Worth checking out. Your local library probably has a copy with Will Smith on the cover.

News01 Apr 2008

See you later, I’m moving to Nebraska. Canada has been good to me, but it’s time for bigger and better things.

I say “see you later” (though I really mean “see you never again”) because this is the final entry I will write on Scrimisms. I’m moving to Nebraska illegally, and now that I’ve admitted that here on the public record I need to change my identity. I’ve always liked the name Rufus. Or maybe Adelaide. Can you see me as an Adelaide? You won’t see me as an Adelaide though, for once I become he, I’ll be gone from my old life and from you. So long and thanks for all the biscuits.

I’m going to drive out to the prairies in a rented car, perhaps a large black ford SUV, and then abandon it with the keys inside in a bad neighbourhood of Winnepeg, I will walk across an undefended stretch of the American border, an illegal immigrant. We got William Gibson in much the same way, it’s time for Canada to give something back.

I shall enter America on foot, just as the founding fathers did, and then hitch-hike to my ultimate destination. Maybe I will meet a stray dog and share my lunch with him and we will become friends. I will name him Washington and we’ll travel the dusty American highways together. If I’m really lucky we will find a freight train and jump on board, two hobos.

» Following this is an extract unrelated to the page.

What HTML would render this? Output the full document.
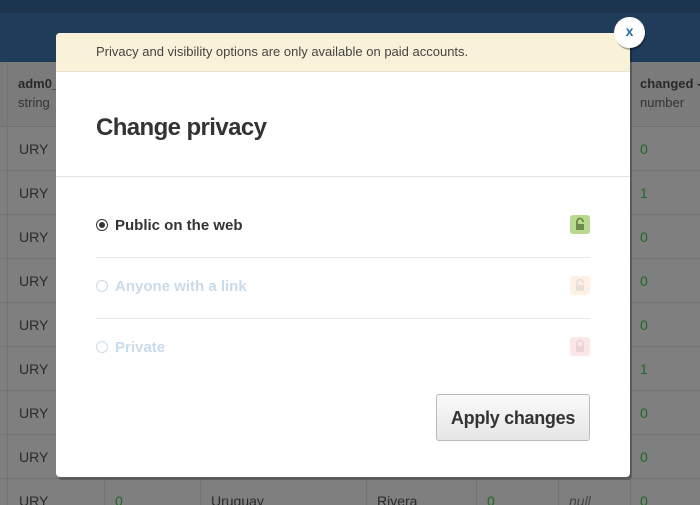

I confess that I don’t really know where Nebraska is. I can’t find it on a blank map. It is the very unknown quality of Nebraska that draws me there. It is a blank place in my head, a void, an emptiness. The Nebraska border is, to me, an undiscovered frontier, beyond which anything is possible. Novelty lurks in the lakes and deserts of Nebraska. Nebraska is the source of all new things, and I must go to that source.